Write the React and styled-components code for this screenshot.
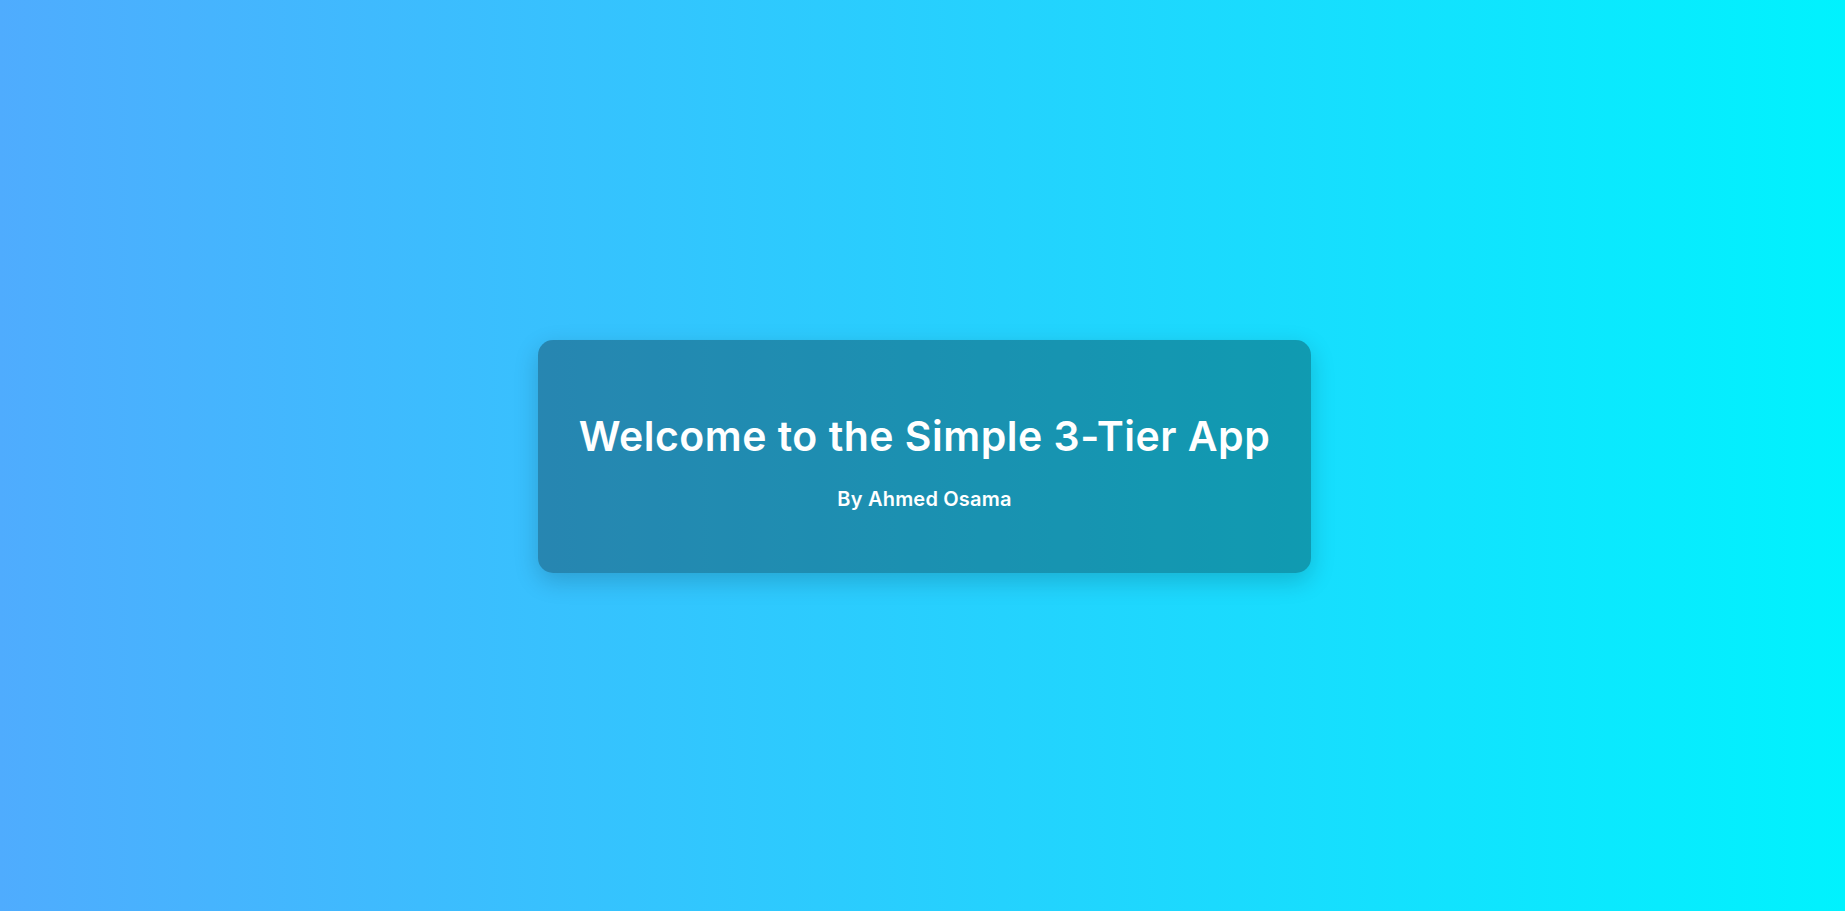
import React from 'react'
import styled, { createGlobalStyle } from 'styled-components'

const GlobalStyle = createGlobalStyle`
	html, body {
		margin: 0;
		padding: 0;
		height: 100%;
	}
	#root {
		height: 100%;
	}
`

const Page = styled.div`
	display: flex;
	align-items: center;
	justify-content: center;
	height: 100vh;
	width: 100%;
	background: linear-gradient(to right, #4facfe 0%, #00f2fe 100%);
	font-family: "Inter", "Open Sans", sans-serif;
`

const Card = styled.div`
	display: flex;
	flex-direction: column;
	align-items: center;
	box-sizing: border-box;
	width: 773px;
	padding: 40px;
	margin: 2px 0 0 4px;
	border-radius: 15px;
	background: rgba(0, 0, 0, 0.3);
	box-shadow: 0 8px 25px rgba(0, 0, 0, 0.18);
	color: #ffffff;
`

const Title = styled.h1`
	margin: 26px 0 20px;
	font-size: 41px;
	line-height: 60px;
	font-weight: 600;
	letter-spacing: 0.5px;
	white-space: nowrap;
`

const Subtitle = styled.p`
	margin: 0 0 20px;
	font-size: 20px;
	line-height: 27px;
	font-weight: 600;
	letter-spacing: 0.2px;
`

export default function App() {
	return (
		<Page>
			<GlobalStyle />
			<Card>
				<Title>Welcome to the Simple 3-Tier App</Title>
				<Subtitle>By Ahmed Osama</Subtitle>
			</Card>
		</Page>
	)
}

■ ■ ■ ■ ■

Given task: Without including any pictures, print all of the material exactly as given.

Worked solution:
Write the React and styled-components code for this screenshot.
import React from 'react'
import styled, { createGlobalStyle } from 'styled-components'

const GlobalStyle = createGlobalStyle`
	html, body {
		margin: 0;
		padding: 0;
		height: 100%;
	}
	#root {
		height: 100%;
	}
`

const Page = styled.div`
	display: flex;
	align-items: center;
	justify-content: center;
	height: 100vh;
	width: 100%;
	background: linear-gradient(to right, #4facfe 0%, #00f2fe 100%);
	font-family: "Inter", "Open Sans", sans-serif;
`

const Card = styled.div`
	display: flex;
	flex-direction: column;
	align-items: center;
	box-sizing: border-box;
	width: 773px;
	padding: 40px;
	margin: 2px 0 0 4px;
	border-radius: 15px;
	background: rgba(0, 0, 0, 0.3);
	box-shadow: 0 8px 25px rgba(0, 0, 0, 0.18);
	color: #ffffff;
`

const Title = styled.h1`
	margin: 26px 0 20px;
	font-size: 41px;
	line-height: 60px;
	font-weight: 600;
	letter-spacing: 0.5px;
	white-space: nowrap;
`

const Subtitle = styled.p`
	margin: 0 0 20px;
	font-size: 20px;
	line-height: 27px;
	font-weight: 600;
	letter-spacing: 0.2px;
`

export default function App() {
	return (
		<Page>
			<GlobalStyle />
			<Card>
				<Title>Welcome to the Simple 3-Tier App</Title>
				<Subtitle>By Ahmed Osama</Subtitle>
			</Card>
		</Page>
	)
}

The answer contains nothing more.